Hypothesis Statements for Core Features
For each priority feature, develop a hypothesis statement that outlines its expected impact and guides its implementation. This ensures alignment with overall goals and facilitates testing and evaluation.
Final Thoughts and Next Steps
Growth-Driven Design transforms web design into an ongoing process of improvement and optimization. By focusing on agility, data-driven decisions, and continuous learning, GDD ensures that your website remains a powerful tool for business growth. If you’re ready to take your digital presence to the next level, start exploring GDD today.
Summary of Growth-Driven Design
The Growth-Driven Design methodology offers a structured approach to creating and evolving high-performing websites. Here’s a breakdown:
- Hypothesis Statements for Clarity: Articulating hypotheses for each action item ensures alignment with goals. Each hypothesis defines expected impact, effort required, metrics to measure, and completion criteria.
- Web Process Steps: Developing a Launch Pad website involves structured steps like messaging, UX, wireframes, design, and testing.
- Data Collection: Setting up qualitative and quantitative tracking around goals and hypotheses allows for continuous learning post-launch.

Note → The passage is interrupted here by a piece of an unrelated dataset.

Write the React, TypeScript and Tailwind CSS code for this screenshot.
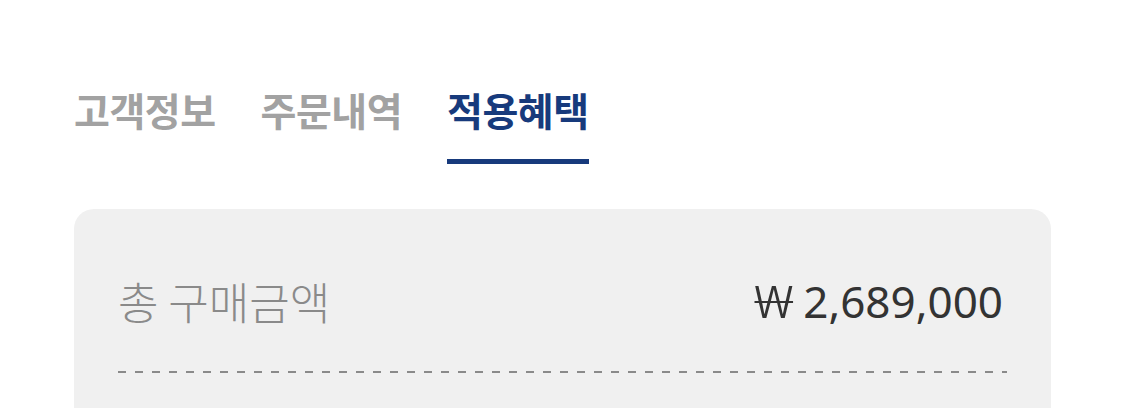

- Growth-Driven Design Cycle: The process involves planning impactful changes, developing them as experiments, learning from data, and transferring insights across the business.
- Persona-Centric Focus: Every action is evaluated for its value to user personas, ensuring customer-centric development.
- Iterative Approach: By continuously repeating the GDD cycle, businesses refine their websites, learn more about their users, and drive impactful results over time.
By embracing GDD, businesses can replace static, underperforming sites with dynamic platforms that drive measurable growth. It’s time to rethink web design and unlock the full potential of your online presence.